Telepass Ricaricabile (rechargeable) was introduced in March 2006 in the Naples area in southern Italy. It is currently being tested for reliability and is eventually to be available on all Italian motorways which support Telepass family. For Telepass Ricaricabile, the user is required to make pre-payments in person, by phone or on-line. No bank or credit card accounts are required, and Telepass Ricaricabile is therefore of special interest to foreign visitors. Telepass Ricaricabile uses an OBU different from the other Telepass versions.

===Eligibility for the use of Telepass===

Telepass Family is open to any user with an approved Italian credit card or bank account; Telepass with ViaCard is open to all ViaCard holders. Telepass Ricaricabile is open to any user. For all three implementations, the user doesn't need to be a citizen or resident of Italy, and the vehicle doesn't need to have Italian number plates.

===Cost===

The quarterly service charge for Telepass Family and Telepass with ViaCard is EUR 3.78. If the toll incurred in a quarter exceeds EUR 258.23, the service charge is increased to EUR 3.72 per month until the toll incurred in a quarter falls to below EUR 258.23. There are no discounts on tolls for Telepass users.

===Operation===

Sign indicating the lane reserved for electronic toll systems.

Sign indicating the lane reserved for Telepass customers. This signal has been removed since 2022, in exchange for a more generic signal indicating electronic toll collection (see above).

Telepass users must use lanes designated with the electronic toll logo and travel no faster than 30 km/h when in the lane. Once the OBU has been identified and verified, the OBU emits a single high beep, and the barrier blocking the lane is lifted. When the user exits the toll lane, the OBU emits a second single high beep. A series of three high beeps indicates the OBU's battery is nearing exhaustion and the OBU or its battery should be replaced. A low beep indicates the OBU has not been able to communicate with the toll station, was identified as blocked, or, in case of Telepass Ricaricabile, does not have sufficient funds left to pay for the toll incurred. In all these cases, the barrier remains closed, and the user must signal the toll station supervisor by pressing the red Help (Assistenza) button. The number plate is then photographed, and the vehicle allowed to continue. The vehicle is subsequently identified by its number plate, and the owner is sent a bill for the toll which could not be collected automatically.
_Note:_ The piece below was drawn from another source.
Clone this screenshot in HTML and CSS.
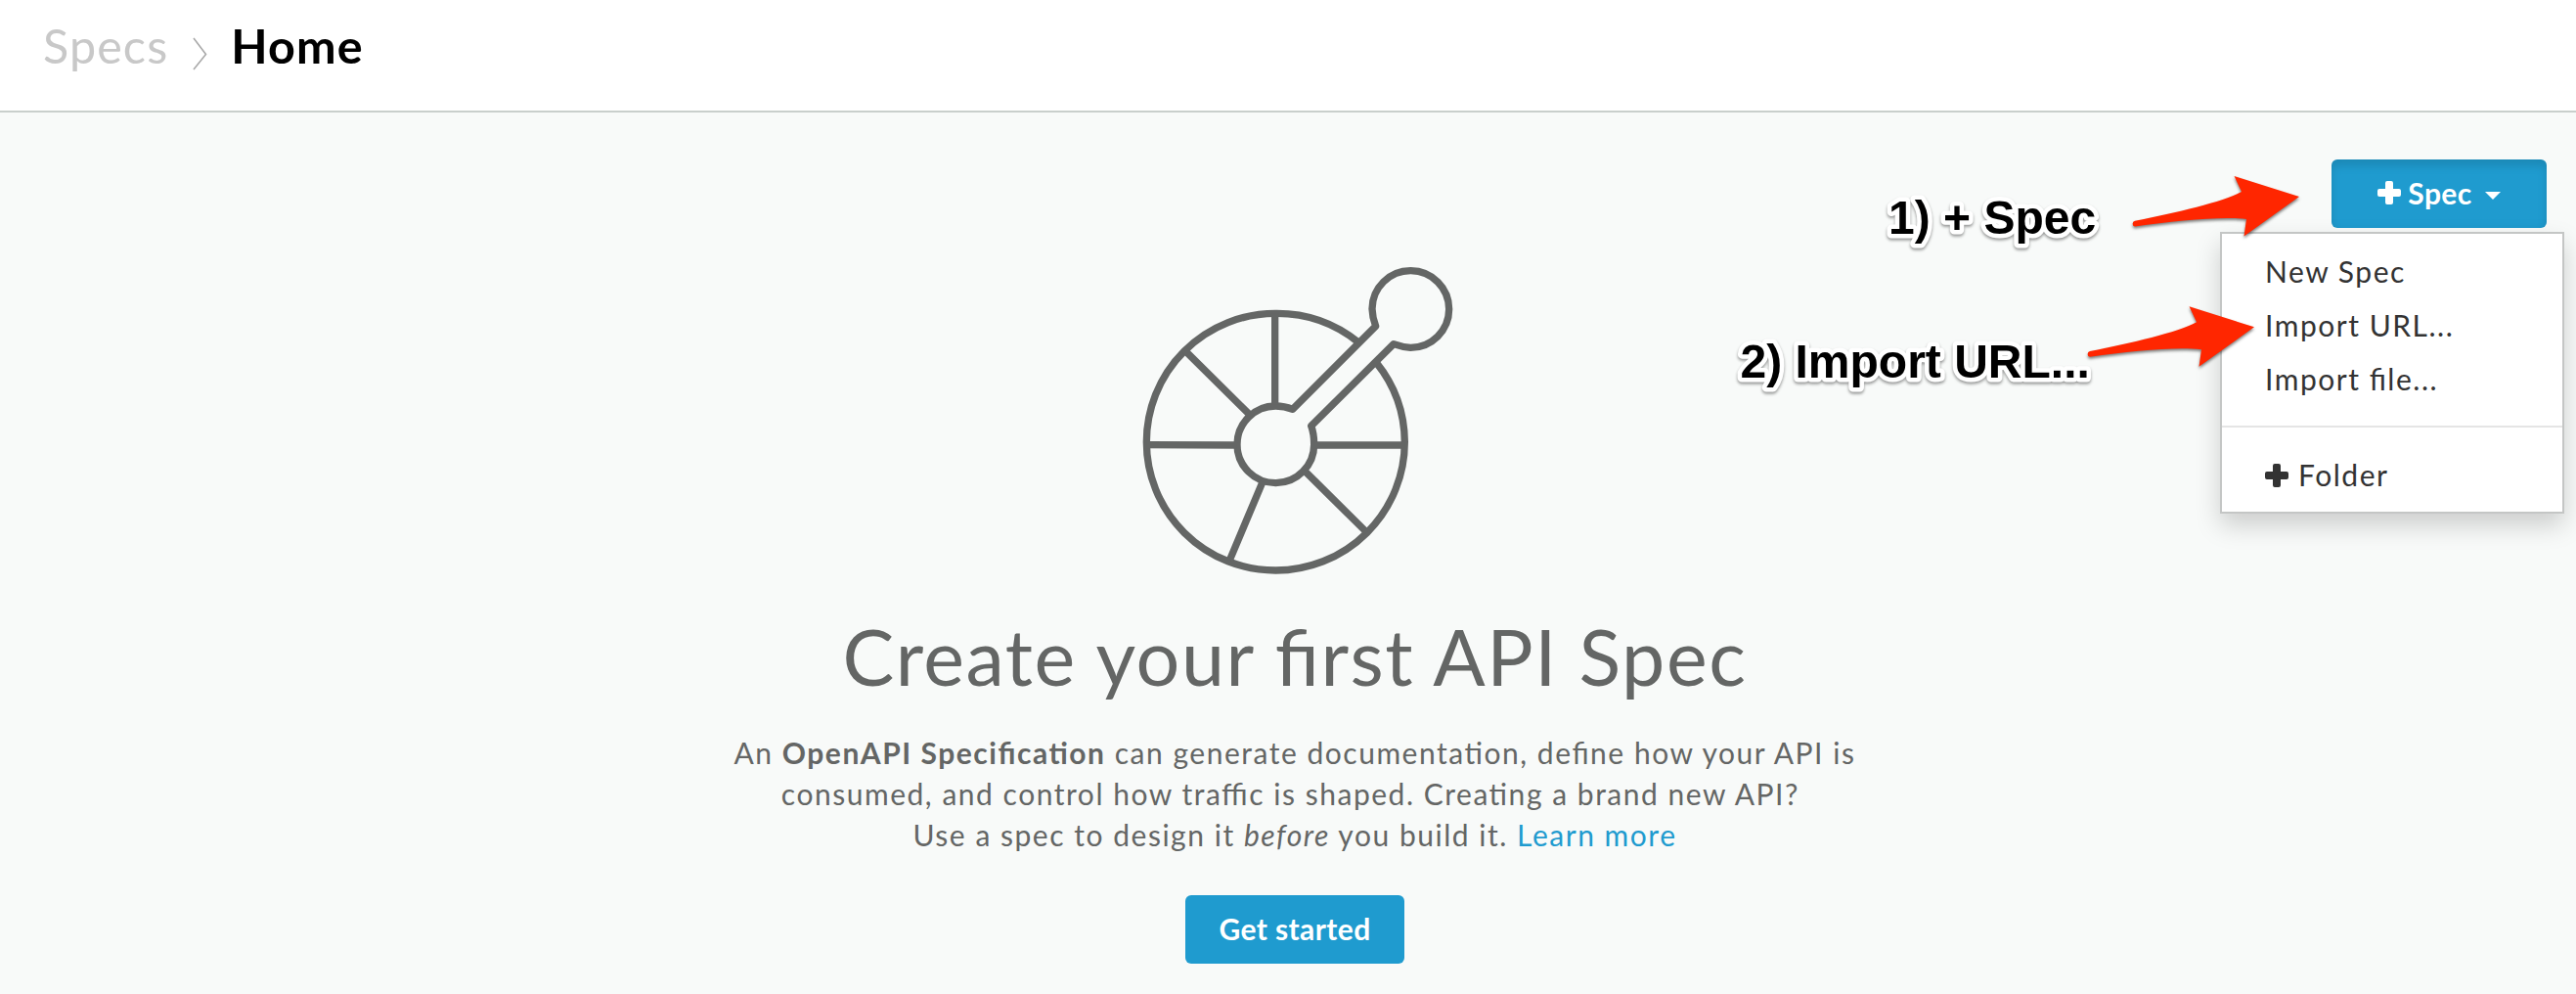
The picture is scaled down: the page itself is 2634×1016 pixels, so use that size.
FILE: index.html
```
<!DOCTYPE html>
<html lang="en">
<head>
<meta charset="utf-8">
<title>Specs - Home</title>
<link rel="stylesheet" href="styles.css">
</head>
<body>
<header class="topbar">
  <nav class="breadcrumb">
    <a class="crumb">Specs</a>
    <svg class="crumb-sep" viewBox="0 0 16 36"><path d="M2 2L14.5 18.5L2 34"/></svg>
    <h1 class="crumb-current">Home</h1>
  </nav>
</header>
<main class="content">
  <div class="toolbar">
    <button class="btn btn-toggle">
      <svg class="plus" viewBox="0 0 24 24"><path d="M10 0h4a2 2 0 0 1 2 2v6h6a2 2 0 0 1 2 2v4a2 2 0 0 1-2 2h-6v6a2 2 0 0 1-2 2h-4a2 2 0 0 1-2-2v-6H2a2 2 0 0 1-2-2v-4a2 2 0 0 1 2-2h6V2a2 2 0 0 1 2-2z"/></svg>
      <span class="btn-label">Spec</span>
      <span class="caret"></span>
    </button>
    <ul class="menu">
      <li>New Spec</li>
      <li>Import URL...</li>
      <li>Import file...</li>
      <li class="divider"></li>
      <li class="folder"><svg class="plus" viewBox="0 0 24 24"><path d="M10 0h4a2 2 0 0 1 2 2v6h6a2 2 0 0 1 2 2v4a2 2 0 0 1-2 2h-6v6a2 2 0 0 1-2 2h-4a2 2 0 0 1-2-2v-6H2a2 2 0 0 1-2-2v-4a2 2 0 0 1 2-2h6V2a2 2 0 0 1 2-2z"/></svg><span>Folder</span></li>
    </ul>
  </div>
  <section class="empty">
    <svg class="logo" viewBox="0 0 1080 1050">
      <path d="M715 298A396 394 0 0 0 463 211A396 394 0 0 0 67 605A396 394 0 0 0 463 999A396 394 0 0 0 859 605A396 394 0 0 0 772 362"/>
      <path d="M515 505L770 250Q760 225 759 197A118 118 0 1 1 877 316Q850 314 825 305L572 556Q581 580 581 612A118 118 0 1 1 463 495Q490 495 515 505Z"/>
      <path d="M461 211V490M185 325L382 520M67 614L345 615M585 615L859 615M550 692L742 882M423 728L322 968"/>
    </svg>
    <h2 class="title">Create your first API Spec</h2>
    <p class="lead">An <b>OpenAPI Specification</b> can generate documentation, define how your API is<br>consumed, and control how traffic is shaped. Creating a brand new API?&nbsp;<br>Use a spec to design it <i>before</i> you build it. <a class="link">Learn more</a></p>
    <button class="btn">Get started</button>
  </section>
</main>
<svg class="annotations" viewBox="0 0 2634 1016">
  <defs>
    <path id="arrow" d="M2.5 -2.7C45 -11 92 -22 111.5 -32.5L104 -48.5L170.5 -27.5L114 13L116.5 -4.5C90 -7.5 45 -3 2.5 3A2.9 2.9 0 0 1 2.5 -2.7Z"/>
  </defs>
  <text class="note" x="1931" y="239">1) + Spec</text>
  <text class="note" x="1779.5" y="386">2) Import URL...</text>
  <use class="arrow" href="#arrow" x="2180.5" y="228.5"/>
  <use class="arrow" href="#arrow" x="2134.5" y="361.8"/>
</svg>
</body>
</html>
```
FILE: styles.css
```
* { box-sizing: border-box; }
body {
  margin: 0;
  position: relative;
  height: 1016px;
  overflow: hidden;
  background: #f8faf9;
  color: #646665;
  font: 30px/42px Lato, sans-serif;
  letter-spacing: 1.52px;
  font-feature-settings: "liga" 1;
}
.topbar {
  height: 115px;
  padding: 17px 44px 0;
  background: #fff;
  border-bottom: 2px solid #c9cfcc;
}
.breadcrumb {
  display: flex;
  align-items: flex-start;
  font-size: 48.5px;
  line-height: 58px;
  letter-spacing: 1.1px;
}
.crumb { color: #c8c8c8; }
.crumb-sep {
  width: 16px;
  height: 36px;
  margin: 20px 24px 0 24px;
  fill: none;
  stroke: #a9a9a9;
  stroke-width: 1.6;
}
.crumb-current {
  margin: 0;
  font: inherit;
  font-weight: 700;
  color: #000;
}
.content { position: relative; padding: 135px 0 0 14px; }
.toolbar {
  position: absolute;
  top: 48px;
  right: 30px;
}
.btn {
  display: flex;
  align-items: center;
  justify-content: center;
  width: 224px;
  height: 70px;
  padding: 0 0 2px;
  border: 0;
  border-radius: 6px;
  background: #1f9bcf;
  color: #fff;
  font: 700 30px/42px Lato, sans-serif;
  letter-spacing: 0.4px;
}
.btn-toggle {
  width: 220px;
  box-shadow: inset 0 6px 10px rgba(0, 0, 0, 0.125);
}
.plus { width: 24px; height: 24px; fill: currentColor; }
.btn-label { margin-left: 7px; }
.caret {
  margin: 6px 0 0 13px;
  border: 8.5px solid transparent;
  border-top-color: #fff;
  border-bottom: 0;
}
.menu {
  position: absolute;
  top: 74px;
  right: -18px;
  width: 352px;
  height: 288px;
  margin: 0;
  padding: 11px 0 10px;
  list-style: none;
  background: #fff;
  border: 2px solid #c4c6c5;
  box-shadow: 0 12px 24px rgba(0, 0, 0, 0.175);
  color: #333;
}
.menu li { padding-left: 44px; line-height: 55px; }
.menu .divider { height: 2px; margin: 20px 0 21px; padding: 0; background: #e5e5e5; }
.menu .folder { display: flex; align-items: center; gap: 10px; }
.empty { display: flex; flex-direction: column; align-items: center; }
.logo {
  width: 360px;
  height: 350px;
  margin-left: 12px;
  fill: none;
  stroke: #646665;
  stroke-width: 22;
  stroke-linejoin: round;
}
.title {
  margin: 23px 0 29px;
  font-size: 79px;
  line-height: 96px;
  font-weight: 400;
}
.lead { margin: 0 0 41px; text-align: center; }
.link { color: #1f9bcf; }
.annotations {
  position: absolute;
  inset: 0;
  width: 2634px;
  height: 1016px;
}
.note {
  font: 700 48px "Liberation Sans", Arial, sans-serif;
  letter-spacing: 0;
  fill: #000;
  stroke: #fff;
  stroke-width: 9px;
  stroke-linejoin: round;
  paint-order: stroke;
  filter: drop-shadow(0 2px 1.5px rgba(0, 0, 0, 0.4));
}
.arrow { fill: #ff2600; filter: drop-shadow(0 2px 1.5px rgba(0, 0, 0, 0.5)); }
```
In case no electronic toll lanes are available when entering the motorway, the user is issued an entry ticket and must insert that ticket upon exiting the motorway through a multimode lane capable of handling Telepass and ViaCard (porta bimodale or porta multimodale). In such a multimode lane, the toll will be charged automatically by the OBU once the ticket has been inserted, in cashier-only lanes, the toll cashier will manually conclude the transaction and have the toll charged to the user's account.

The toll collection and billing systems of all motorway operators in Italy have been interoperating automatically since 1988. Since that time, a driver needs to pay toll only once when exiting the motorway, even if the journey has spanned motorways operated by different carriers.

==Overview of important Toll-related regulations==
 In case a driver has selected an incorrect lane in a toll station (for instance, a Telepass-only lane if the vehicle is not equipped with a Telepass OBU), or if the toll equipment malfunctions, the driver must call for assistance using the red Assistenza button.

Toll which, for whatever reason, the user could not be charged automatically or pay immediately must be paid within 15 days of receipt of the corresponding invoice; in case of late payment, a flat late payment charge is imposed. Toll can be paid at any motorway customer service centre (Punto blu) or by bank transfer. If a toll is not paid, the vehicle will be identified the next time a toll station is passed, and the toll collected.

If a user loses the entry ticket prior to exiting the motorway, the toll assessed will be calculated from the most distant motorway access road accessible via the same route unless the user can prove by documentary evidence (hotel invoices, petrol receipts etc.) to have entered the motorway at another access.